Immediately I felt a sense of people looking and it motivated me.
In an early-stage startup, you tend to overshare information to force clarity and look for opportunities for efficiency. When everyone knows what everyone else is doing it avoids double-ups and creates collaboration — and keeps you accountable.
So, in the same post, I invited people to reach out, to chat, to follow me, ask me questions. I wanted to share as much as I could with as many as I could. Inviting people to look — inviting inspection — forces you to have more clarity. You can get away with kidding yourself with half-assed ideas and throw-away promises but not so much when under the scrutiny of others.
Actually, just like in a startup.
I’m not going to lie to you. My phone and inbox didn’t exactly blow up with folks fighting to get to speak to me first. It was more of a steady trickle, like when you need to turn the almost empty honey bottle upside down and wait for gravity to do it’s thing. Slow, but worth the sweet taste in the end.

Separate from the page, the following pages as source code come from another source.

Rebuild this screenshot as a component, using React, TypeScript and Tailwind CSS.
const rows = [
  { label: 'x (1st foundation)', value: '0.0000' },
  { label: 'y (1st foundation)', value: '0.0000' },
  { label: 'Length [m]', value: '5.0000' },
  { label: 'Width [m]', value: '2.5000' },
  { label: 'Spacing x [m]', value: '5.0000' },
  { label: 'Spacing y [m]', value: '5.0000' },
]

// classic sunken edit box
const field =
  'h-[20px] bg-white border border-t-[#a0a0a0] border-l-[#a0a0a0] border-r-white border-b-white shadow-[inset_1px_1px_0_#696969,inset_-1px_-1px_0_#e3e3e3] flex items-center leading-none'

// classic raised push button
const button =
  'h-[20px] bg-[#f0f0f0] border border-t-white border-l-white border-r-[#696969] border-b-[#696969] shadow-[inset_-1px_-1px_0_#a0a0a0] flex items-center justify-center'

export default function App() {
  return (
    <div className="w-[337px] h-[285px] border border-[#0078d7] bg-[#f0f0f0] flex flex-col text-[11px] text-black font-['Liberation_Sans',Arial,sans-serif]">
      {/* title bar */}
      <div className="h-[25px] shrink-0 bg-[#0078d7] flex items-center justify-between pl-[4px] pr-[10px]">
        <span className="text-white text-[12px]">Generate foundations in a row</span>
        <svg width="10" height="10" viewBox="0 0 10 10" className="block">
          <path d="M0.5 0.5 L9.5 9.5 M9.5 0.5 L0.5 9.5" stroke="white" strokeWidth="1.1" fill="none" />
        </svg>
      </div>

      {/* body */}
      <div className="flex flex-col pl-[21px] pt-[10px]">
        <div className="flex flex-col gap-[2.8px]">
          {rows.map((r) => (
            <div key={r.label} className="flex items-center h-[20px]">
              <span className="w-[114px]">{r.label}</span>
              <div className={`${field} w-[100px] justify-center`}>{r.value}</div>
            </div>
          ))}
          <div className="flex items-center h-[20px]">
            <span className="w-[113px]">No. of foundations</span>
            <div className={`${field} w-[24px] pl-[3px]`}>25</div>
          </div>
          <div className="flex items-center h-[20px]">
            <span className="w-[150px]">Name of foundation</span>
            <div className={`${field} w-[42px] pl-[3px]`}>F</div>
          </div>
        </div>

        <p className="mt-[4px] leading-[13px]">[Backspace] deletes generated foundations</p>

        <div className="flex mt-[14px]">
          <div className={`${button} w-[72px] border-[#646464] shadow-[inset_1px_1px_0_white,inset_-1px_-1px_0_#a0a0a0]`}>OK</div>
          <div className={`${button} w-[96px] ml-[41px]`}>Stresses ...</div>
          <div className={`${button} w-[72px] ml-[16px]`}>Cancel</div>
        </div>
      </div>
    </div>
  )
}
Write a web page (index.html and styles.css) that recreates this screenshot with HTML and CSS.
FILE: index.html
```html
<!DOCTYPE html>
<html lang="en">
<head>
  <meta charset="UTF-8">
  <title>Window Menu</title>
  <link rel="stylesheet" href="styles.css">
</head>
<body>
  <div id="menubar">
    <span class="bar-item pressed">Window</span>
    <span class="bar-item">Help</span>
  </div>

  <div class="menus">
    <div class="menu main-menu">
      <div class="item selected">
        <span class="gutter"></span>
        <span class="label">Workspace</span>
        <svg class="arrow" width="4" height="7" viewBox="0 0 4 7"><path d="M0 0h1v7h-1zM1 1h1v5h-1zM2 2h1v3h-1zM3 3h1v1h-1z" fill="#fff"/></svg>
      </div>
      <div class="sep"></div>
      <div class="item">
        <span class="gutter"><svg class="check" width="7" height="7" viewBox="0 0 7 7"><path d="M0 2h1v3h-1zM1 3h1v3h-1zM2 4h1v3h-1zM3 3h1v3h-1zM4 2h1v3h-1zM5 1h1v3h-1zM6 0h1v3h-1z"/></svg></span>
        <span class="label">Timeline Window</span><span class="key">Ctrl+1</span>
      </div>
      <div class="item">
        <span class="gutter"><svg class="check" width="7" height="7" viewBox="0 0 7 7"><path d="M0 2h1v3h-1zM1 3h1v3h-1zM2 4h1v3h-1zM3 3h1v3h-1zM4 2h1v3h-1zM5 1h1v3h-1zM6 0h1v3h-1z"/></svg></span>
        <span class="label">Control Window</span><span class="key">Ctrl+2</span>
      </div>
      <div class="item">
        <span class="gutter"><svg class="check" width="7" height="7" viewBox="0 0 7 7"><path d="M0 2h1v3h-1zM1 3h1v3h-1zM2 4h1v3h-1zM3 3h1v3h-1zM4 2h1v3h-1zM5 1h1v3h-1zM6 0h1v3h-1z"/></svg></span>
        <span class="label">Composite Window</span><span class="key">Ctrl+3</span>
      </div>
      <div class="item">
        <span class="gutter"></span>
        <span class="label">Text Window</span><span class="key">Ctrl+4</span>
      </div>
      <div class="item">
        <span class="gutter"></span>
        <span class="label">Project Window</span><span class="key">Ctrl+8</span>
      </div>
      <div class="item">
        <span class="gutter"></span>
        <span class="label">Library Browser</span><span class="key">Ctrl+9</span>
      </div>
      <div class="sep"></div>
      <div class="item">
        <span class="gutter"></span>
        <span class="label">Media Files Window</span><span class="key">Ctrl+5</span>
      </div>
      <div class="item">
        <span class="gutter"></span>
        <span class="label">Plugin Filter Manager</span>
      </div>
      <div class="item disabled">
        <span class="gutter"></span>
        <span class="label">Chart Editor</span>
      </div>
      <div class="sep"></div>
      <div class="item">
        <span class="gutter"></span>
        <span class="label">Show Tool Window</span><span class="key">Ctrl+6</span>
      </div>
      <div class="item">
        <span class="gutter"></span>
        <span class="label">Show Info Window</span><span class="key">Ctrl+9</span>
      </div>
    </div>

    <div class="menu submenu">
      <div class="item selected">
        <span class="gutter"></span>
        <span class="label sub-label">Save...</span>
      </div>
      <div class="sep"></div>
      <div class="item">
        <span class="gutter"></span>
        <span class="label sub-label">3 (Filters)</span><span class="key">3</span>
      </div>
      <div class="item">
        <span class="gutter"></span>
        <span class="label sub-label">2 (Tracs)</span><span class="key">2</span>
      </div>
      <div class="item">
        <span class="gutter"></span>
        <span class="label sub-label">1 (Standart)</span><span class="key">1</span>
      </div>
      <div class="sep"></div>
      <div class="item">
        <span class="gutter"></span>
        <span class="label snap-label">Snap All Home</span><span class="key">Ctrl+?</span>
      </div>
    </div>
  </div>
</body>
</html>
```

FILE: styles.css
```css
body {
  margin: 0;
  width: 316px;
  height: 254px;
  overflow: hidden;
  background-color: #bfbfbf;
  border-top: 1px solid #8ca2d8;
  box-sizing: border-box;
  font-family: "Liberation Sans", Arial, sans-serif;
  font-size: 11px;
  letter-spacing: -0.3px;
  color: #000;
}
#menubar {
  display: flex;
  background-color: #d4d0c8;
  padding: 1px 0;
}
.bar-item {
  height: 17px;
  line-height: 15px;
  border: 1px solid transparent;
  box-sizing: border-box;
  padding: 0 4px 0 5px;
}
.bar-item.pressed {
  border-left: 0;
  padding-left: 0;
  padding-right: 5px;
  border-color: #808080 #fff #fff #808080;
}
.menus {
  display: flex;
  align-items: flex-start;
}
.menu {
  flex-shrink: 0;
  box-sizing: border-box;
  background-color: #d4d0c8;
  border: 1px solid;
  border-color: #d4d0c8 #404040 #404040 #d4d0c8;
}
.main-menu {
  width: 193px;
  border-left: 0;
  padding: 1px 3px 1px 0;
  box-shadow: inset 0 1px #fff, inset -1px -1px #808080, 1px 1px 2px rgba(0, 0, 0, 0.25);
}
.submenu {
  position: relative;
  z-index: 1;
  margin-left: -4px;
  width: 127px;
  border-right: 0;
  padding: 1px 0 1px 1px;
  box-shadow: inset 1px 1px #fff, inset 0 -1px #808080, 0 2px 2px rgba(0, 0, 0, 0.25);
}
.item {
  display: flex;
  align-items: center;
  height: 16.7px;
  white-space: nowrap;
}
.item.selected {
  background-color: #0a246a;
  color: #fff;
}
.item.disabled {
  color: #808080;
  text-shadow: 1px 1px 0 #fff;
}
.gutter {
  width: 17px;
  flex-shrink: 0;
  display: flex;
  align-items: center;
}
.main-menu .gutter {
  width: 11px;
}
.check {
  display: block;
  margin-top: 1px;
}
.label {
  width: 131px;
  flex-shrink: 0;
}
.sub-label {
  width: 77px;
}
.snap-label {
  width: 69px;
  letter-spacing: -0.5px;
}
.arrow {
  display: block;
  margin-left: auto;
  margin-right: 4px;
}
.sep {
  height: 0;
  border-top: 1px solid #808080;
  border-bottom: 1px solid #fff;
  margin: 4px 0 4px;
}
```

So I proactively reached out to people, too. Some were in my network, some were people I targeted based on their experience and story. In my mind, these were my direct reports, my boss, my board, my customers. People I could be transparent with and invite them to look. It’s led to many amazing conversations but each time I’m deliberate about doing one thing — trying to ensure agreement on some meaningful action.

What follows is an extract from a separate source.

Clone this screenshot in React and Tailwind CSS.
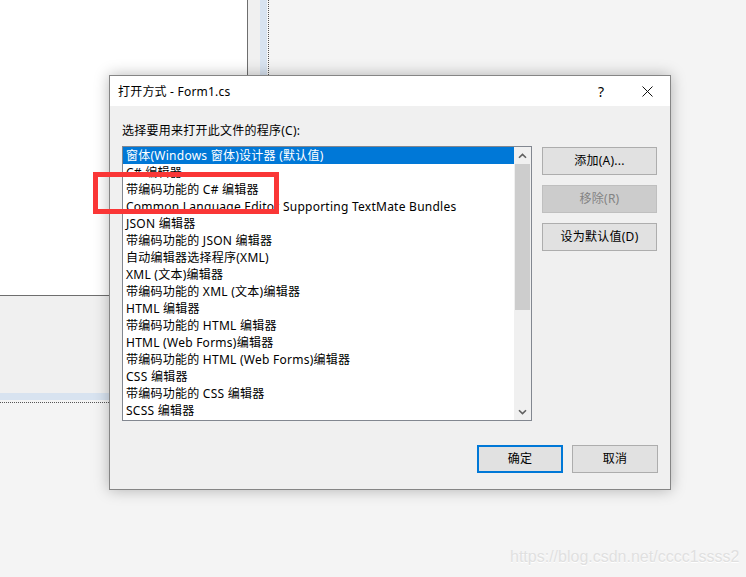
import React from "react";

const items = [
  "窗体(Windows 窗体)设计器 (默认值)",
  "C# 编辑器",
  "带编码功能的 C# 编辑器",
  "Common Language Editor Supporting TextMate Bundles",
  "JSON 编辑器",
  "带编码功能的 JSON 编辑器",
  "自动编辑器选择程序(XML)",
  "XML (文本)编辑器",
  "带编码功能的 XML (文本)编辑器",
  "HTML 编辑器",
  "带编码功能的 HTML 编辑器",
  "HTML (Web Forms)编辑器",
  "带编码功能的 HTML (Web Forms)编辑器",
  "CSS 编辑器",
  "带编码功能的 CSS 编辑器",
  "SCSS 编辑器",
];

function Chevron({ down }) {
  return (
    <svg width="9" height="6" viewBox="0 0 9 6" className="block">
      {down ? (
        <path d="M1 1.2 L4.5 4.6 L8 1.2" fill="none" stroke="#606060" strokeWidth="1.6" />
      ) : (
        <path d="M1 4.8 L4.5 1.4 L8 4.8" fill="none" stroke="#606060" strokeWidth="1.6" />
      )}
    </svg>
  );
}

export default function App() {
  return (
    <div className="relative w-[746px] h-[577px] overflow-hidden bg-[#f4f4f4] font-['Noto_Sans','Noto_Sans_CJK_SC',sans-serif] text-[12px] text-black">
      {/* background designer surface */}
      <div className="w-[269px] h-[403px] border-r border-b border-dotted border-[#555]">
        <div className="w-[267px] h-[400px] border-r-[7px] border-b-[7px] border-[#d8e3f0] bg-[#f0f0f0]">
          <div className="w-[248px] h-[296px] bg-white border-r border-b border-[#6e6e6e]" />
        </div>
      </div>

      {/* dialog */}
      <div className="absolute left-[109px] top-[75px] w-[562px] h-[415px] border border-[#858585] bg-[#f0f0f0] shadow-[0_0_14px_rgba(0,0,0,0.28)] flex flex-col">
        <div className="h-[30px] bg-white flex items-center pl-[8px] pt-[1px] shrink-0">
          <span className="text-[12px] leading-none tracking-[0.2px]">打开方式 - Form1.cs</span>
          <div className="ml-auto flex items-center">
            <span className="w-[46px] text-center text-[14px] leading-none">?</span>
            <span className="w-[46px] flex justify-center">
              <svg width="11" height="11" viewBox="0 0 11 11">
                <path d="M0.5 0.5 L10.5 10.5 M10.5 0.5 L0.5 10.5" stroke="#111" strokeWidth="1" />
              </svg>
            </span>
          </div>
        </div>
        <div className="flex-1 pl-[12px] pr-[12px] pt-[17px] tracking-[0.25px]">
          <div className="h-[16px] leading-[16px] mb-[7px]">选择要用来打开此文件的程序(C):</div>
          <div className="flex gap-[10px]">
            <div className="w-[410px] h-[275px] border border-[#828790] bg-white flex">
              <div className="flex-1 overflow-hidden">
                {items.map((t, i) => (
                  <div
                    key={i}
                    className={
                      "h-[17px] leading-[16px] pt-[1px] pl-[3px] whitespace-nowrap " +
                      (i === 0 ? "bg-[#0078d7] text-white" : "")
                    }
                  >
                    {t}
                  </div>
                ))}
              </div>
              <div className="w-[17px] bg-[#f0f0f0] flex flex-col items-center">
                <div className="h-[17px] flex items-center justify-center">
                  <Chevron />
                </div>
                <div className="w-[15px] h-[146px] bg-[#cdcdcd]" />
                <div className="flex-1" />
                <div className="h-[17px] flex items-center justify-center">
                  <Chevron down />
                </div>
              </div>
            </div>
            <div className="w-[115px] flex flex-col gap-[10px] pt-[1px]">
              <div className="h-[28px] border border-[#adadad] bg-[#e1e1e1] flex items-center justify-center">添加(A)...</div>
              <div className="h-[28px] border border-[#bfbfbf] bg-[#cccccc] text-[#838383] flex items-center justify-center">移除(R)</div>
              <div className="h-[28px] border border-[#adadad] bg-[#e1e1e1] flex items-center justify-center">设为默认值(D)</div>
            </div>
          </div>
          <div className="flex justify-end gap-[9px] mt-[24px]">
            <div className="w-[86px] h-[28px] border-2 border-[#0078d7] bg-[#e1e1e1] flex items-center justify-center">确定</div>
            <div className="w-[86px] h-[28px] border border-[#adadad] bg-[#e1e1e1] flex items-center justify-center">取消</div>
          </div>
        </div>
      </div>

      {/* red annotation box */}
      <div className="absolute left-[93px] top-[172px] w-[186px] h-[42px] border-[5px] border-[#fa3636]" />

      {/* watermark */}
      <div className="absolute left-[510px] top-[547px] text-[16px] leading-[20px] text-[#e0e0e0] font-['Liberation_Sans',Arial,sans-serif] [text-shadow:0_1px_0_#ffffff]">
        https://blog.csdn.net/cccc1ssss2
      </div>
    </div>
  );
}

I share my website or a draft article with my new “team member” and ask for brutally honest feedback. They suggest an improvement or an idea and I commit to getting back to them on it. I make a claim I’m going to build something or write something or provide them with something and we make a follow-up meeting where I’m expected to show that thing.
In return, I receive the benefits of being motivated, held accountable, receiving feedback, feeling important. Having an impact on someone other than myself. Acting, belonging and committing — keeping my mental health in check.
All the things you need to be at your best.
I woke up that Monday morning with no one looking at me. By the end of the week, there were a ton of eyes watching me — and I’m much better for it.